▸ YOUR INSTRUCTIONS: Write out the listing below again, precisely as it is given.

▸ SOURCE EXCERPT:
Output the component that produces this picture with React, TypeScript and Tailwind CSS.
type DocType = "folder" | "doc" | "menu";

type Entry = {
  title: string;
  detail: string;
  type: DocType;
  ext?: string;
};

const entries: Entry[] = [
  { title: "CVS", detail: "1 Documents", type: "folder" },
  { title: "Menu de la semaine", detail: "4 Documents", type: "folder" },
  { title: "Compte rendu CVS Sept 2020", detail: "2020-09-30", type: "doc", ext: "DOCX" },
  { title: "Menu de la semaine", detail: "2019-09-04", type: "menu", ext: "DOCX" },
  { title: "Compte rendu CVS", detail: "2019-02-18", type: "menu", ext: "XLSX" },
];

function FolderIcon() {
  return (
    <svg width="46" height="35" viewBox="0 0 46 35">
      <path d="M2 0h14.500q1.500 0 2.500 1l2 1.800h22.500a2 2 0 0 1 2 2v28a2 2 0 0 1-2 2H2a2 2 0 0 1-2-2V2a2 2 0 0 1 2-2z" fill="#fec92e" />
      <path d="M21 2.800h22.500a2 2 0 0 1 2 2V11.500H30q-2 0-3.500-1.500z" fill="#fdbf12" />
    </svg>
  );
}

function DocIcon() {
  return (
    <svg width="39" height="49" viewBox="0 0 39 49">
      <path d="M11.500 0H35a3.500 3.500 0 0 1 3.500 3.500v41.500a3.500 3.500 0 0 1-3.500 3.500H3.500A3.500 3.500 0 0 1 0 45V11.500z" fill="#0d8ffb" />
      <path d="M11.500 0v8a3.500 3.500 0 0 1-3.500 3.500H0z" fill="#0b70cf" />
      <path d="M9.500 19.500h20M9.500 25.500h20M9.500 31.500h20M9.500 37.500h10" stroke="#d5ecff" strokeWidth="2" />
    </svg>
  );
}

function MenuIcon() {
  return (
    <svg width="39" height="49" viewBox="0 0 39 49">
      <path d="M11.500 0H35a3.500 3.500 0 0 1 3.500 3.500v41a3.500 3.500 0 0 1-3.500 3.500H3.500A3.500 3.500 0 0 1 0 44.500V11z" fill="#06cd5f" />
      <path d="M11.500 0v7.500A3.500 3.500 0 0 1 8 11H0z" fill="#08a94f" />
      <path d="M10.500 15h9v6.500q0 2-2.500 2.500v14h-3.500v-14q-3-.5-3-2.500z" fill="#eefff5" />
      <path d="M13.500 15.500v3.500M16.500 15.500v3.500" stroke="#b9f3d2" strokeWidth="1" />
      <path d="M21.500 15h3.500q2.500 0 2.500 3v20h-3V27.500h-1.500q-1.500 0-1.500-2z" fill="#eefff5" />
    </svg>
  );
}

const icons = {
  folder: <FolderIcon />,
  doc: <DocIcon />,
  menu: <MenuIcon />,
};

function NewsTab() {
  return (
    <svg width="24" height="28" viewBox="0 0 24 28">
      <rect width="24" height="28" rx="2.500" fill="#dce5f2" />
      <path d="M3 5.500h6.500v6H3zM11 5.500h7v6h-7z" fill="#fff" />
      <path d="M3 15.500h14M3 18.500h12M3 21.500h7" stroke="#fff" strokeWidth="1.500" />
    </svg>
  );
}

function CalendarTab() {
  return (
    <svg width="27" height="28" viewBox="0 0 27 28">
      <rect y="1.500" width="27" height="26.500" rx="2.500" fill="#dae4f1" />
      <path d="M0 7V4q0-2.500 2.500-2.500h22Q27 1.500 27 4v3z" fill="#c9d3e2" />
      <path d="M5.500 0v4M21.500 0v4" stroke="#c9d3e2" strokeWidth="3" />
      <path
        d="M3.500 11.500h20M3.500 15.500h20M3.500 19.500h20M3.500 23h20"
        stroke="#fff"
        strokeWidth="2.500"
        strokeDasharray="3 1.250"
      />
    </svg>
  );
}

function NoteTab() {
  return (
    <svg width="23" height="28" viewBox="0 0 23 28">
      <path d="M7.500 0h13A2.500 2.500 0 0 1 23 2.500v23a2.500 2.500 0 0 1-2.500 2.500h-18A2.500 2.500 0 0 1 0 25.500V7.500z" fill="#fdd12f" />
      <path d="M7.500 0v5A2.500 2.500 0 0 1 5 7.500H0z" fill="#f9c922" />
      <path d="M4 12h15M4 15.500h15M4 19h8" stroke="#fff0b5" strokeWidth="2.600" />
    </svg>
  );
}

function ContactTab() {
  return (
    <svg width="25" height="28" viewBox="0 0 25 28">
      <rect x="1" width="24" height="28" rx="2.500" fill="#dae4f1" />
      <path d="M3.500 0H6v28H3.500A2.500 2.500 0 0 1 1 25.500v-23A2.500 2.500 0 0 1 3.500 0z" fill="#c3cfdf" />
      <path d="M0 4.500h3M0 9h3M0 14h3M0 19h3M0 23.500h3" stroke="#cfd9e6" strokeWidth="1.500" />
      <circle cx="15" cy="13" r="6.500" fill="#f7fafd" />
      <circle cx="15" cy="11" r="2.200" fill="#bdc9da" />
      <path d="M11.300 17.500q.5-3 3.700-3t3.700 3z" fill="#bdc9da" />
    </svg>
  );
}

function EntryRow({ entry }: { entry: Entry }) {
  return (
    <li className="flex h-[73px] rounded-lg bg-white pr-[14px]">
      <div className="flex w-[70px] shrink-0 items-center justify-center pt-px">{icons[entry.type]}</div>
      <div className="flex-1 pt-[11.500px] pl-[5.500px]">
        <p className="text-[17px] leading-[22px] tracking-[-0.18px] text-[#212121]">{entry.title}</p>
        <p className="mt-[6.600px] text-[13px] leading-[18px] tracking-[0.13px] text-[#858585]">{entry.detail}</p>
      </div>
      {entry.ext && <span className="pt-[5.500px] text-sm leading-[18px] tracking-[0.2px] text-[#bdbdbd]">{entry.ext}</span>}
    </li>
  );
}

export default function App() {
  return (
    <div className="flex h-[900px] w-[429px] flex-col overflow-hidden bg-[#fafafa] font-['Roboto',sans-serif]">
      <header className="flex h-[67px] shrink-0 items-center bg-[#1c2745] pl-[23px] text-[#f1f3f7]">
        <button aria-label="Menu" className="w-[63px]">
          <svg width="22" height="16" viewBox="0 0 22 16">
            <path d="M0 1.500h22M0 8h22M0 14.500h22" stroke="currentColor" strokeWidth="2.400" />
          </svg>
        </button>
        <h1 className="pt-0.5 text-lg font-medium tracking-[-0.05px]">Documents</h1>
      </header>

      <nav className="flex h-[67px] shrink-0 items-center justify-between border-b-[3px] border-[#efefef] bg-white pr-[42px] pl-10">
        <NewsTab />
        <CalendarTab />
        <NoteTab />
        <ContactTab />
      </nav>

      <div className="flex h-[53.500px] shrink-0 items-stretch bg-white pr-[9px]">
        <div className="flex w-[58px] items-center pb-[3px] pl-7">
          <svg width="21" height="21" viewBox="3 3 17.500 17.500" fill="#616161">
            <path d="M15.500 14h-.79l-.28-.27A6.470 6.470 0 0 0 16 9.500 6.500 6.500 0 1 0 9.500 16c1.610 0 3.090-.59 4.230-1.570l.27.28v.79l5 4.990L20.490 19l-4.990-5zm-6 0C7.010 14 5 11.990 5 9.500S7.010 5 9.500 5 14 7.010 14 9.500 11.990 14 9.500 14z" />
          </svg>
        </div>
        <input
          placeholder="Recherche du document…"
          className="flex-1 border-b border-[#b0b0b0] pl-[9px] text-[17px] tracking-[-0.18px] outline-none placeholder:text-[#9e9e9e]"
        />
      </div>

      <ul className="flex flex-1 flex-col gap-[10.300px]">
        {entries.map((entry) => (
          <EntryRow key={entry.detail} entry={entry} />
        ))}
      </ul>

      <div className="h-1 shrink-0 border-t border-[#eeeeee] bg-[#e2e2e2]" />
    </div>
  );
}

▸ EXPECTED ANSWER:
Output the component that produces this picture with React, TypeScript and Tailwind CSS.
type DocType = "folder" | "doc" | "menu";

type Entry = {
  title: string;
  detail: string;
  type: DocType;
  ext?: string;
};

const entries: Entry[] = [
  { title: "CVS", detail: "1 Documents", type: "folder" },
  { title: "Menu de la semaine", detail: "4 Documents", type: "folder" },
  { title: "Compte rendu CVS Sept 2020", detail: "2020-09-30", type: "doc", ext: "DOCX" },
  { title: "Menu de la semaine", detail: "2019-09-04", type: "menu", ext: "DOCX" },
  { title: "Compte rendu CVS", detail: "2019-02-18", type: "menu", ext: "XLSX" },
];

function FolderIcon() {
  return (
    <svg width="46" height="35" viewBox="0 0 46 35">
      <path d="M2 0h14.500q1.500 0 2.500 1l2 1.800h22.500a2 2 0 0 1 2 2v28a2 2 0 0 1-2 2H2a2 2 0 0 1-2-2V2a2 2 0 0 1 2-2z" fill="#fec92e" />
      <path d="M21 2.800h22.500a2 2 0 0 1 2 2V11.500H30q-2 0-3.500-1.500z" fill="#fdbf12" />
    </svg>
  );
}

function DocIcon() {
  return (
    <svg width="39" height="49" viewBox="0 0 39 49">
      <path d="M11.500 0H35a3.500 3.500 0 0 1 3.500 3.500v41.500a3.500 3.500 0 0 1-3.500 3.500H3.500A3.500 3.500 0 0 1 0 45V11.500z" fill="#0d8ffb" />
      <path d="M11.500 0v8a3.500 3.500 0 0 1-3.500 3.500H0z" fill="#0b70cf" />
      <path d="M9.500 19.500h20M9.500 25.500h20M9.500 31.500h20M9.500 37.500h10" stroke="#d5ecff" strokeWidth="2" />
    </svg>
  );
}

function MenuIcon() {
  return (
    <svg width="39" height="49" viewBox="0 0 39 49">
      <path d="M11.500 0H35a3.500 3.500 0 0 1 3.500 3.500v41a3.500 3.500 0 0 1-3.500 3.500H3.500A3.500 3.500 0 0 1 0 44.500V11z" fill="#06cd5f" />
      <path d="M11.500 0v7.500A3.500 3.500 0 0 1 8 11H0z" fill="#08a94f" />
      <path d="M10.500 15h9v6.500q0 2-2.500 2.500v14h-3.500v-14q-3-.5-3-2.500z" fill="#eefff5" />
      <path d="M13.500 15.500v3.500M16.500 15.500v3.500" stroke="#b9f3d2" strokeWidth="1" />
      <path d="M21.500 15h3.500q2.500 0 2.500 3v20h-3V27.500h-1.500q-1.500 0-1.500-2z" fill="#eefff5" />
    </svg>
  );
}

const icons = {
  folder: <FolderIcon />,
  doc: <DocIcon />,
  menu: <MenuIcon />,
};

function NewsTab() {
  return (
    <svg width="24" height="28" viewBox="0 0 24 28">
      <rect width="24" height="28" rx="2.500" fill="#dce5f2" />
      <path d="M3 5.500h6.500v6H3zM11 5.500h7v6h-7z" fill="#fff" />
      <path d="M3 15.500h14M3 18.500h12M3 21.500h7" stroke="#fff" strokeWidth="1.500" />
    </svg>
  );
}

function CalendarTab() {
  return (
    <svg width="27" height="28" viewBox="0 0 27 28">
      <rect y="1.500" width="27" height="26.500" rx="2.500" fill="#dae4f1" />
      <path d="M0 7V4q0-2.500 2.500-2.500h22Q27 1.500 27 4v3z" fill="#c9d3e2" />
      <path d="M5.500 0v4M21.500 0v4" stroke="#c9d3e2" strokeWidth="3" />
      <path
        d="M3.500 11.500h20M3.500 15.500h20M3.500 19.500h20M3.500 23h20"
        stroke="#fff"
        strokeWidth="2.500"
        strokeDasharray="3 1.250"
      />
    </svg>
  );
}

function NoteTab() {
  return (
    <svg width="23" height="28" viewBox="0 0 23 28">
      <path d="M7.500 0h13A2.500 2.500 0 0 1 23 2.500v23a2.500 2.500 0 0 1-2.500 2.500h-18A2.500 2.500 0 0 1 0 25.500V7.500z" fill="#fdd12f" />
      <path d="M7.500 0v5A2.500 2.500 0 0 1 5 7.500H0z" fill="#f9c922" />
      <path d="M4 12h15M4 15.500h15M4 19h8" stroke="#fff0b5" strokeWidth="2.600" />
    </svg>
  );
}

function ContactTab() {
  return (
    <svg width="25" height="28" viewBox="0 0 25 28">
      <rect x="1" width="24" height="28" rx="2.500" fill="#dae4f1" />
      <path d="M3.500 0H6v28H3.500A2.500 2.500 0 0 1 1 25.500v-23A2.500 2.500 0 0 1 3.500 0z" fill="#c3cfdf" />
      <path d="M0 4.500h3M0 9h3M0 14h3M0 19h3M0 23.500h3" stroke="#cfd9e6" strokeWidth="1.500" />
      <circle cx="15" cy="13" r="6.500" fill="#f7fafd" />
      <circle cx="15" cy="11" r="2.200" fill="#bdc9da" />
      <path d="M11.300 17.500q.5-3 3.700-3t3.700 3z" fill="#bdc9da" />
    </svg>
  );
}

function EntryRow({ entry }: { entry: Entry }) {
  return (
    <li className="flex h-[73px] rounded-lg bg-white pr-[14px]">
      <div className="flex w-[70px] shrink-0 items-center justify-center pt-px">{icons[entry.type]}</div>
      <div className="flex-1 pt-[11.500px] pl-[5.500px]">
        <p className="text-[17px] leading-[22px] tracking-[-0.18px] text-[#212121]">{entry.title}</p>
        <p className="mt-[6.600px] text-[13px] leading-[18px] tracking-[0.13px] text-[#858585]">{entry.detail}</p>
      </div>
      {entry.ext && <span className="pt-[5.500px] text-sm leading-[18px] tracking-[0.2px] text-[#bdbdbd]">{entry.ext}</span>}
    </li>
  );
}

export default function App() {
  return (
    <div className="flex h-[900px] w-[429px] flex-col overflow-hidden bg-[#fafafa] font-['Roboto',sans-serif]">
      <header className="flex h-[67px] shrink-0 items-center bg-[#1c2745] pl-[23px] text-[#f1f3f7]">
        <button aria-label="Menu" className="w-[63px]">
          <svg width="22" height="16" viewBox="0 0 22 16">
            <path d="M0 1.500h22M0 8h22M0 14.500h22" stroke="currentColor" strokeWidth="2.400" />
          </svg>
        </button>
        <h1 className="pt-0.5 text-lg font-medium tracking-[-0.05px]">Documents</h1>
      </header>

      <nav className="flex h-[67px] shrink-0 items-center justify-between border-b-[3px] border-[#efefef] bg-white pr-[42px] pl-10">
        <NewsTab />
        <CalendarTab />
        <NoteTab />
        <ContactTab />
      </nav>

      <div className="flex h-[53.500px] shrink-0 items-stretch bg-white pr-[9px]">
        <div className="flex w-[58px] items-center pb-[3px] pl-7">
          <svg width="21" height="21" viewBox="3 3 17.500 17.500" fill="#616161">
            <path d="M15.500 14h-.79l-.28-.27A6.470 6.470 0 0 0 16 9.500 6.500 6.500 0 1 0 9.500 16c1.610 0 3.090-.59 4.230-1.570l.27.28v.79l5 4.990L20.490 19l-4.990-5zm-6 0C7.010 14 5 11.990 5 9.500S7.010 5 9.500 5 14 7.010 14 9.500 11.990 14 9.500 14z" />
          </svg>
        </div>
        <input
          placeholder="Recherche du document…"
          className="flex-1 border-b border-[#b0b0b0] pl-[9px] text-[17px] tracking-[-0.18px] outline-none placeholder:text-[#9e9e9e]"
        />
      </div>

      <ul className="flex flex-1 flex-col gap-[10.300px]">
        {entries.map((entry) => (
          <EntryRow key={entry.detail} entry={entry} />
        ))}
      </ul>

      <div className="h-1 shrink-0 border-t border-[#eeeeee] bg-[#e2e2e2]" />
    </div>
  );
}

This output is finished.